A procura dos espartilhos era de tal ordem crescente, que com os anos a fábrica foi aumentando a produção e variedade de artigos, fabricando para várias bolsas, com tecidos que iam da sarja a seda lavrada e diversos tipo de barbas, variando os preços de acordo com os materiais utilizados.

Fabricava espartilhos de vários tipos, para grávidas com elásticos, amas com abertura nos seios, para crianças e jovens e ainda um artigo de luxo para a época – a cinta espartilho-medicinal que só era confecionada por medida. Produzia ainda corselets (soutiens) numa grande variedade de modelos e preços, bem como diversos tipos de cintas. Grande parte destes artigos era recomendada por médicos.  Dos vários artigos produzidos faziam igualmente parte pequenas almofadas, confortadores, assim como ancas e seios postiços, ou artigos mais curiosos como as “promenettes” (faixa com alças para crianças aprenderem a andar), e o calção “Kilosa” para ser usado nos períodos mensais das senhoras (com pensos amovíveis e laváveis). 
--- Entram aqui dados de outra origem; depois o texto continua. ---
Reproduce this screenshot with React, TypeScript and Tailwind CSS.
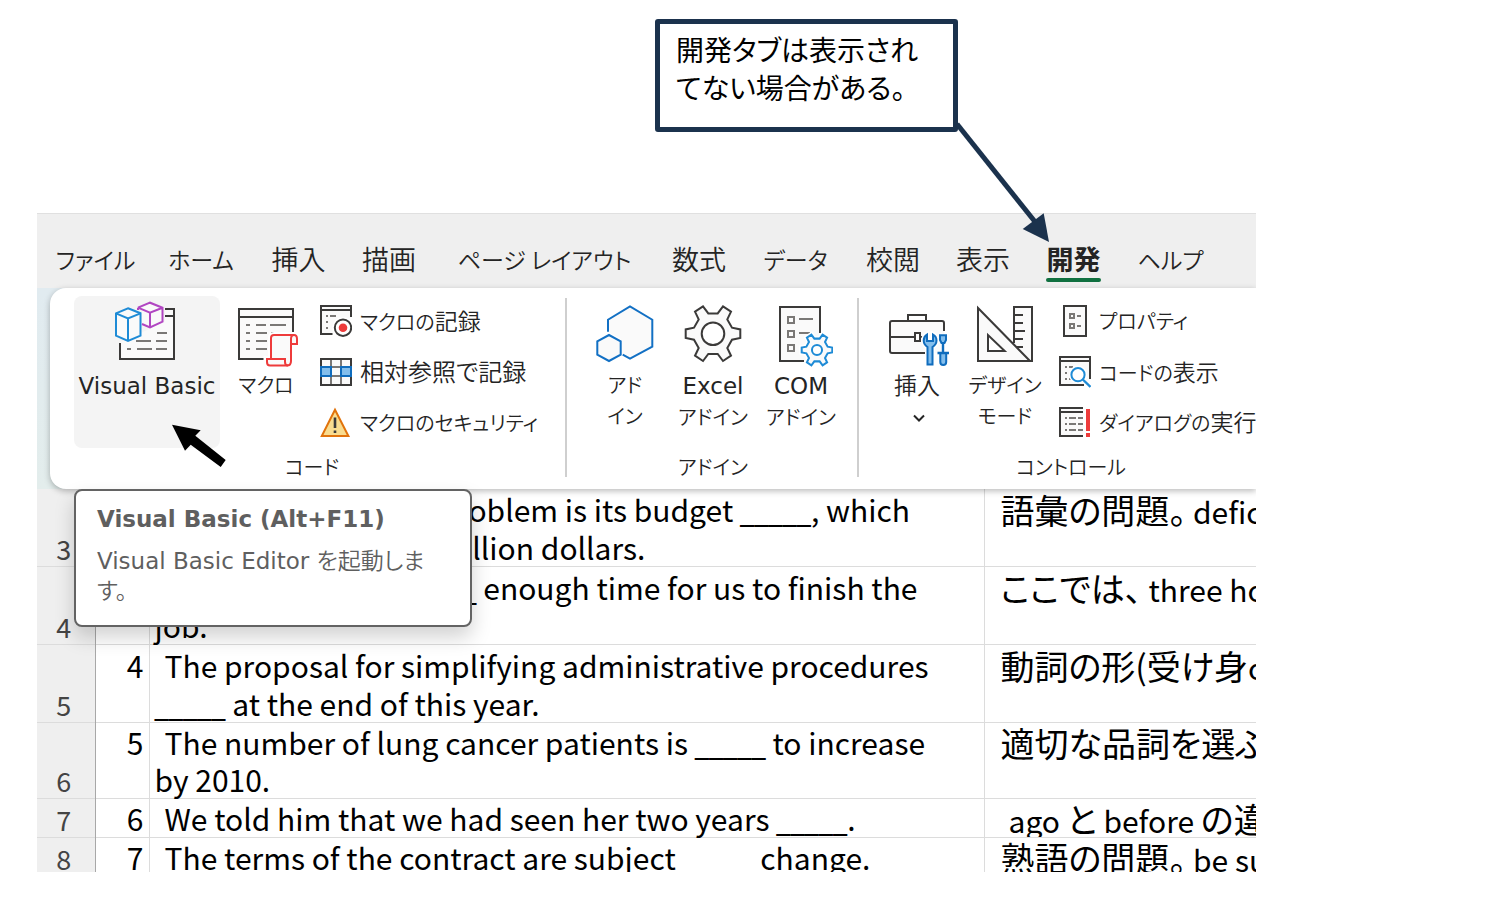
import type { ReactNode } from "react";

const UI = "font-['DejaVu_Sans','Noto_Sans_CJK_JP',sans-serif] [font-feature-settings:'palt']";
const JP = "font-['Noto_Sans_CJK_JP',sans-serif] [font-feature-settings:'palt']";

const DARK = "#3b3a39";
const GREY = "#7a7876";
const PAPER = "#fafafa";

function Large({ children }: { children: ReactNode }) {
  return (
    <svg width="64" height="66" viewBox="0 0 64 66" fill="none" strokeWidth="2" aria-hidden="true" className="shrink-0">
      {children}
    </svg>
  );
}

function Small({ children }: { children: ReactNode }) {
  return (
    <svg width="32" height="32" viewBox="0 0 32 32" fill="none" strokeWidth="2" aria-hidden="true" className="shrink-0">
      {children}
    </svg>
  );
}

const GEAR =
  "M-27.3-4.3V4.3L-19 6L-14.3 14.3L-18 22L-10 27.3L-4.7 20.3H4.7L10 27.3L18 22L14.3 14.3L19 6L27.3 4.3V-4.3L19-6L14.3-14.3L18-22L10-27.3L4.7-20.3H-4.7L-10-27.3L-18-22L-14.3-14.3L-19-6Z";

const VisualBasicIcon = () => (
  <Large>
    <path d="M50 8H59V58H5V41L30 30L50 20Z" fill={PAPER} />
    <path d="M50 8H59V58H5V42M50 15H59" stroke={DARK} />
    <path d="M42 32H52M21 40H36M41 40H52M12 48H16M22 48H37M41 48H52" stroke={GREY} />
    <path d="M27 10V7L35 1.7L47.5 6.7V20.7L35 26.3L27 23" fill={PAPER} />
    <path d="M23 6.7L35 1.7L47.5 6.7V20.7L35 26.3L27 23M23 6.7L35 11.7L47.5 6.7M35 11.7V26.3M23 6.7V9" stroke="#b146c2" />
    <path d="M13 7.3L25.5 12.3V34.7L13 40L1 34.7V12.3Z" fill={PAPER} stroke="#1e8bd6" />
    <path d="M1 12.3L13 17.5L25.5 12.3M13 17.5V40" stroke="#1e8bd6" />
  </Large>
);

const MacroIcon = () => (
  <Large>
    <path d="M5 8H59V58H5Z" fill={PAPER} />
    <path d="M59 32V8H5V58H31M5 16H59" stroke={DARK} />
    <path d="M12 24H16M22 24H32M36 24H52M12 32H16M22 32H33M37 32H52M12 40H16M22 40H33M12 48H16M22 48H33" stroke={GREY} />
    <path d="M37 58V37Q37 34 40 34H60Q63.2 34 63.2 38V43H57V60Q57 64.5 53 64.5H36Q32.5 64.5 32.5 61V58Z" fill={PAPER} stroke="#fff" strokeWidth="6" />
    <path d="M37 58V37Q37 34 40 34H60Q63 34 63 38V43H57V60Q57 64.5 53 64.5H36Q33 64.5 33 61V58Z" fill={PAPER} stroke="#ee3b3b" />
    <path d="M57 43V38Q57 34 60 34M37 58H51V61Q51 64.5 54 64.5" stroke="#ee3b3b" />
  </Large>
);

const AddinIcon = () => (
  <Large>
    <path d="M15 30.7V18.7L37 5.5L59.3 18.7V45.7L37 57.7L29.7 53.7L28 38Z" fill={PAPER} />
    <path d="M15 30.7V18.7L37 5.5L59.3 18.7V45.7L37 57.7L29.7 53.7" stroke="#1270c4" />
    <path d="M16 34L27.7 40.3V53.7L16 60L4.3 53.7V40.3Z" fill={PAPER} stroke="#1270c4" />
  </Large>
);

const GearIcon = () => (
  <Large>
    <g transform="translate(32 32.7)" stroke={DARK}>
      <path d={GEAR} fill={PAPER} />
      <circle r="11.3" fill="#fff" />
    </g>
  </Large>
);

const ComIcon = () => (
  <Large>
    <path d="M11 6H51V60H11Z" fill={PAPER} />
    <path d="M51 32V6H11V60H35" stroke={DARK} />
    <path d="M19 16H25V22H19ZM19 30H25V36H19ZM19 44H25V50H19ZM30 18H44M30 32H41" stroke={GREY} />
    <g transform="translate(48 49) scale(.56)">
      <path d={GEAR} fill="#fff" stroke="#fff" strokeWidth="9" />
      <path d={GEAR} fill={PAPER} stroke="#1e8bd6" strokeWidth="3.6" />
      <circle r="9" fill="#fff" stroke="#1e8bd6" strokeWidth="3.6" />
    </g>
  </Large>
);

const ToolboxIcon = () => (
  <Large>
    <path d="M6 20H58L59 22V52H5V22Z" fill={PAPER} />
    <path d="M59 30V22Q59 20 57 20H7Q5 20 5 22V50Q5 52 7 52H40M23 20V14H41V20M5 36H29M35 36H39" stroke={DARK} />
    <path d="M30 32H35V40H30Z" fill="#fff" stroke={DARK} />
    <path d="M42 33.5Q38.7 35.5 38.7 39.5Q38.7 43.5 42.5 46V63.5H47.5V46Q51.5 43.5 51.5 39.5Q51.5 35.5 48 33.5V40H42Z" fill="#83beec" stroke="#fff" strokeWidth="5" />
    <path d="M42 33.5Q38.7 35.5 38.7 39.5Q38.7 43.5 42.5 46V63.5H47.5V46Q51.5 43.5 51.5 39.5Q51.5 35.5 48 33.5V40H42Z" fill="#83beec" stroke="#0f6cbd" />
    <path d="M55 34.3H61V39L59.5 42H56.5L55 39ZM55.3 52V61Q55.3 64 58.2 64Q61.2 64 61.2 61V52Z" fill="#83beec" stroke="#0f6cbd" />
    <path d="M58 42V52M52.5 52H64" stroke="#0f6cbd" strokeWidth="2.4" />
  </Large>
);

const DesignIcon = () => (
  <Large>
    <path d="M41 42V6H59V60H57ZM5 7V60H57Z" fill={PAPER} />
    <path d="M41 42V6H59V60H5V7L57 60M41 14H50M41 22H50M41 30H52M41 38H50M44 46H50" stroke={DARK} />
    <path d="M15 34V50H31.7Z" fill="#fff" stroke={DARK} />
  </Large>
);

const RecordIcon = () => (
  <Small>
    <path d="M31 12V1H1V29H12.5M1 5H31" stroke={DARK} fill={PAPER} />
    <path d="M6 11H8M10 11H16M6 17H8M6 23H8" stroke={GREY} />
    <circle cx="23" cy="22.7" r="8.2" fill="#fff" stroke="#fff" strokeWidth="5" />
    <circle cx="23" cy="22.7" r="8.2" fill="#fff" stroke={DARK} />
    <circle cx="23" cy="22.7" r="4.3" fill="#ee3b3b" />
  </Small>
);

const RelativeIcon = () => (
  <Small>
    <path d="M1 3H31V29H1Z" fill={PAPER} />
    <path d="M11 4V28M21 4V28" stroke={GREY} />
    <path d="M1 3H31V29H1Z" stroke={DARK} />
    <path d="M11 11H21M11 20H21" stroke={GREY} />
    <path d="M1 11H11V20H1ZM21 11H31V20H21Z" fill="#83beec" stroke="#0f6cbd" />
  </Small>
);

const WarningIcon = () => (
  <Small>
    <path d="M15 2.8L28.4 29H1.8Z" fill="#f9dc8f" stroke="#e1730c" />
    <path d="M15 10.5V21M15 23.5V26" stroke={DARK} strokeWidth="2.6" />
  </Small>
);

const PropertiesIcon = () => (
  <Small>
    <path d="M5 1H27V31H5Z" fill={PAPER} stroke={DARK} />
    <path d="M11 9H15V13H11ZM11 19H15V23H11ZM18 11H22M18 21H22" stroke={GREY} />
  </Small>
);

const CodeIcon = () => (
  <Small>
    <path d="M31 23V1H1V29H25M1 5H31" stroke={DARK} fill={PAPER} />
    <path d="M6 11H8M10 11H14M6 17H8M6 23H8M10 23H12" stroke={GREY} />
    <circle cx="19" cy="18.7" r="6.6" fill="#fff" stroke="#fff" strokeWidth="5" />
    <circle cx="19" cy="18.7" r="6.6" fill="#fff" stroke="#1e8bd6" />
    <path d="M23.8 23.5L31.5 31" stroke="#1e8bd6" strokeWidth="2.4" />
  </Small>
);

const DialogIcon = () => (
  <Small>
    <path d="M24 1H1V29H24M1 5H24" stroke={DARK} fill={PAPER} />
    <path d="M6 11H8M10 11H17M19 11H24M6 17H8M10 17H17M19 17H24M6 23H8M10 23H17M19 23H24" stroke={GREY} />
    <path d="M29 2V24M29 26V30" stroke="#ee3b3b" strokeWidth="4" />
  </Small>
);

const tabs = [
  { label: "ファイル", style: "w-[99px] text-[23px] font-[350]" },
  { label: "ホーム", style: "w-[112px] text-[23px] font-[350]" },
  { label: "挿入", style: "w-[83px] text-[27px] font-[350]" },
  { label: "描画", style: "w-[98px] text-[27px] font-[350]" },
  { label: "ページ レイアウト", style: "w-[213px] text-[23px] font-[350]" },
  { label: "数式", style: "w-[96px] text-[27px] font-[350]" },
  { label: "データ", style: "w-[97px] text-[23px] font-[350]" },
  { label: "校閲", style: "w-[98px] text-[27px] font-[350]" },
  { label: "表示", style: "w-[82px] text-[27px] font-[350]" },
  { label: "開発", style: "w-[99px] text-[27px] font-bold", active: true },
  { label: "ヘルプ", style: "w-[95px] text-[23px] font-[350]" },
];

function BigButton({ icon, lines, className, chevron }: { icon: ReactNode; lines: ReactNode[]; className: string; chevron?: boolean }) {
  return (
    <button type="button" className={`flex h-[152px] shrink-0 flex-col items-center rounded-lg pt-[5px] ${className}`}>
      {icon}
      <span className="mt-1 flex flex-col items-center text-[20px] leading-[31px] whitespace-nowrap font-[350]">
        {lines.map((line, index) => (
          <span key={index}>{line}</span>
        ))}
      </span>
      {chevron && (
        <svg width="12" height="31" viewBox="0 0 12 31" fill="none" stroke="#242424" strokeWidth="2" aria-hidden="true" className="ml-1">
          <path d="M1 12.5L6 17.5L11 12.5" />
        </svg>
      )}
    </button>
  );
}

const Latin = ({ children }: { children: ReactNode }) => <span className="text-[23px] font-normal">{children}</span>;
const Kanji = ({ children }: { children: ReactNode }) => <span className="text-[23px]">{children}</span>;

function SmallButton({ icon, children }: { icon: ReactNode; children: ReactNode }) {
  return (
    <button type="button" className="flex h-13 items-center gap-2 text-[20px] whitespace-nowrap font-[350]">
      {icon}
      <span className="pt-[2px]">{children}</span>
    </button>
  );
}

function Group({ label, className, children }: { label: string; className: string; children: ReactNode }) {
  return (
    <section aria-label={label} className={`flex shrink-0 flex-col ${className}`}>
      <div className="flex h-[152px]">{children}</div>
      <div className="text-center text-[20px] leading-[40px] font-[350]">{label}</div>
    </section>
  );
}

const Separator = ({ className }: { className: string }) => <div className={`mt-[2px] h-[179px] w-[2px] shrink-0 bg-[#cfcfcf] ${className}`} />;

const Blank = () => <span className="font-['Noto_Sans'] text-[32px] leading-none">_____</span>;
const Jp = ({ children }: { children: ReactNode }) => <span className="text-[34px] leading-none">{children}</span>;

interface Row {
  head: string;
  no: string;
  height: string;
  leading: string;
  text: ReactNode;
  note: ReactNode;
}

const rows: Row[] = [
  {
    head: "3",
    no: "",
    height: "h-[77px]",
    leading: "leading-[38px]",
    text: (
      <>
        <div className="pl-[284px]">problem is its budget <Blank />, which</div>
        <div className="pl-[291px]">billion dollars.</div>
      </>
    ),
    note: <><Jp>語彙の問題。</Jp> deficit</>,
  },
  {
    head: "4",
    no: "",
    height: "h-[77px]",
    leading: "leading-[38px]",
    text: (
      <>
        <div className="pl-[251px]"><Blank /> enough time for us to finish the</div>
        <div>job.</div>
      </>
    ),
    note: <><Jp>ここでは、</Jp> three hours</>,
  },
  {
    head: "5",
    no: "4",
    height: "h-[77px]",
    leading: "leading-[38px]",
    text: (
      <>
        <div className="pl-[10px]">The proposal for simplifying administrative procedures</div>
        <div><Blank /> at the end of this year.</div>
      </>
    ),
    note: <><Jp>動詞の形(受け身</Jp>or</>,
  },
  {
    head: "6",
    no: "5",
    height: "h-[75px]",
    leading: "leading-[37px]",
    text: (
      <>
        <div className="pl-[10px]">The number of lung cancer patients is <Blank /> to increase</div>
        <div>by 2010.</div>
      </>
    ),
    note: <Jp>適切な品詞を選ぶ</Jp>,
  },
  {
    head: "7",
    no: "6",
    height: "h-[38px]",
    leading: "leading-[37px]",
    text: <div className="pl-[10px]">We told him that we had seen her two years <Blank />.</div>,
    note: <span className="pl-2">ago <Jp>と</Jp> before <Jp>の違い</Jp></span>,
  },
  {
    head: "8",
    no: "7",
    height: "h-[38px]",
    leading: "leading-[37px]",
    text: <div className="pl-[10px]">The terms of the contract are subject <Blank /> change.</div>,
    note: <><Jp>熟語の問題。</Jp> be subject</>,
  },
];

export default function App() {
  return (
    <main className={`relative overflow-hidden bg-white pt-[19px] pb-9 pl-[37px] text-[#242424] ${UI}`}>
      <p className={`ml-[618px] h-[113px] w-[303px] rounded-[3px] border-5 border-[#1b324d] pt-[6px] pl-4 text-[28px] leading-[38px] whitespace-nowrap text-black ${JP}`}>
        開発タブは表示され
        <br />
        てない場合がある。
      </p>

      <div className="relative mt-[81px] mr-[232px] overflow-hidden">
        <nav aria-label="リボン タブ" className="flex h-[75px] items-end border-t border-[#e0e0e0] bg-[#efefef] pl-[9px]">
          {tabs.map((tab) => (
            <button key={tab.label} type="button" className={`relative h-14 shrink-0 pb-[2px] whitespace-nowrap ${tab.style} ${JP}`}>
              {tab.label}
              {tab.active && <span className="absolute inset-x-[22px] bottom-[6px] h-1 rounded-full bg-[#107040]" />}
            </button>
          ))}
        </nav>

        <div className="bg-linear-to-b from-[#e1ebf0] to-[#e3edec] pl-[13px]">
          <div className="relative z-10 flex h-[201px] rounded-l-2xl bg-white pt-2 pl-6 shadow-[0_2px_6px_rgba(0,0,0,0.28)]">
            <Group label="コード" className="w-[476px]">
              <BigButton icon={<VisualBasicIcon />} lines={[<Latin>Visual Basic</Latin>]} className="w-[146px] bg-[#f4f4f4]" />
              <BigButton icon={<MacroIcon />} lines={["マクロ"]} className="ml-[14px] w-16" />
              <div className="ml-[22px] flex flex-col">
                <SmallButton icon={<RecordIcon />}>マクロの<Kanji>記録</Kanji></SmallButton>
                <SmallButton icon={<RelativeIcon />}><span className="text-[24px]">相対参照で記録</span></SmallButton>
                <SmallButton icon={<WarningIcon />}>マクロのセキュリティ</SmallButton>
              </div>
            </Group>
            <Separator className="ml-[15px]" />
            <Group label="アドイン" className="ml-[14px] w-[264px]">
              <BigButton icon={<AddinIcon />} lines={["アド", "イン"]} className="w-[88px]" />
              <BigButton icon={<GearIcon />} lines={[<Latin>Excel</Latin>, "アドイン"]} className="w-[88px]" />
              <BigButton icon={<ComIcon />} lines={[<Latin>COM</Latin>, "アドイン"]} className="w-[88px]" />
            </Group>
            <Separator className="ml-3" />
            <Group label="コントロール" className="ml-[14px] w-[396px]">
              <BigButton icon={<ToolboxIcon />} lines={[<Kanji>挿入</Kanji>]} className="w-[88px]" chevron />
              <BigButton icon={<DesignIcon />} lines={["デザイン", "モード"]} className="w-[88px]" />
              <div className="ml-[10px] flex flex-col">
                <SmallButton icon={<PropertiesIcon />}>プロパティ</SmallButton>
                <SmallButton icon={<CodeIcon />}>コードの<Kanji>表示</Kanji></SmallButton>
                <SmallButton icon={<DialogIcon />}>ダイアログの<Kanji>実行</Kanji></SmallButton>
              </div>
            </Group>
          </div>
        </div>

        <div className="relative h-[383px] overflow-hidden">
          <table className={`w-full table-fixed border-collapse text-[30px] text-black ${JP}`}>
            <colgroup>
              <col className="w-[58px]" />
              <col className="w-[54px]" />
              <col className="w-[835px]" />
              <col />
            </colgroup>
            <tbody>
              {rows.map((row) => (
                <tr key={row.head} className={`border-b border-[#dcdcdc] ${row.height} ${row.leading}`}>
                  <th scope="row" className="border-r border-[#a8a8a8] bg-[#efefef] p-0 pr-1 align-bottom text-[27px] leading-[35px] font-normal text-[#444]">
                    {row.head}
                  </th>
                  <td className="border-r border-[#dcdcdc] p-0 pt-px pr-[5px] text-right align-top">{row.no}</td>
                  <td className="border-r border-[#dcdcdc] p-0 pt-px pl-[5px] align-top whitespace-nowrap">{row.text}</td>
                  <td className="overflow-hidden p-0 pt-[3px] pl-4 align-top whitespace-nowrap">
                    <div className="h-[35px]">{row.note}</div>
                  </td>
                </tr>
              ))}
            </tbody>
          </table>
        </div>

        <div role="tooltip" className="absolute top-[276px] left-[37px] z-20 h-[138px] w-[398px] rounded-lg border-2 border-[#636363] bg-white px-[21px] pt-[13px] text-[23px] leading-[30px] text-[#5f5f5f] shadow-[0_10px_20px_rgba(0,0,0,0.18)]">
          <strong className="block font-bold whitespace-nowrap">Visual Basic (Alt+F11)</strong>
          <p className="mt-3">
            Visual Basic Editor <span className="font-[350]">を起動しま<br />す。</span>
          </p>
        </div>

        <svg width="56" height="44" viewBox="0 0 56 44" aria-hidden="true" className="absolute top-[211px] left-[135px] z-20">
          <path d="M0 .7L28.7 6.3L23.3 11.7L53.7 36L48.7 43L18.7 20.7L13 26.7Z" fill="#000" />
        </svg>
      </div>

      <svg width="100" height="125" viewBox="0 0 100 125" aria-hidden="true" className="absolute top-[120px] left-[953px] z-30">
        <path d="M4 4L83 103" stroke="#1b324d" strokeWidth="5" />
        <path d="M69.7 109L90.7 93.3L96 122Z" fill="#1b324d" />
      </svg>
    </main>
  );
}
Em 1911 já a fábrica tinha 200 operários, na sua maioria mulheres, com uma carga horária de 10 horas no verão e 9 horas no inverno. Tinha uma produção anual de 10 toneladas de barbas de baleia e 200 mil grosas das de aço, e produzia cerca de 75.000 espartilhos por ano, para além dos outros artigos.

Nesse ano a firma começa as negociações para a instalação de energia elétrica, pois até então era utilizada a energia a vapor e a gás, sendo instalado (em data anterior a 1917) um gerador acionado por um moinho de tipo americano, um aerodínamo de fabrico alemão. A empresa dispunha já de transporte próprio para escoar os produtos fabricados, e criou também infra-estruturas para apoio a atividades desportivas, nomeadamente ringe de  patinagem e campo ténis, bem como o salão dos Recreios Desportivos (1914) Estes equipamentos desportivos eram geridos por uma Sociedade criada para o efeito. 

Mas a Grande Guerra de 1914-18 viria a alterar os hábitos de consumo, nomeadamente no público feminino, procurando uma maior liberdade de movimentos e conforto, sendo igualmente associados os espartilhos a problemas de saúde. Os médicos começaram a desaconselhar o seu uso, pelo que a fábrica começou a concentrar-se no fabrico dos produtos alternativos, nomeadamente as cintas e soutiens. No  final dos anos 20 a firma ganhou um concurso para fornecimento de cintas medicinais ao Instituto de Oncologia, e pelo menos até à década de 40 fabricava para além das cintas e soutiens, outros produtos como ligas, espartilhos medicinais, fundas para hérnias, sendo que nos anos 50 e 60 passou a produzir cintas de elástico que vieram substituir as anteriores de tecido. 

Por fim, com a diminuição do negócio a fábrica seria encerrada e posteriormente demolida em 1970-75, para dar lugar um empreendimento habitacional. Por essa altura outras industrias já se tinham espalhado por áreas mais periféricas ao aglomerado urbano, com destaque para o Parque da Venda Nova.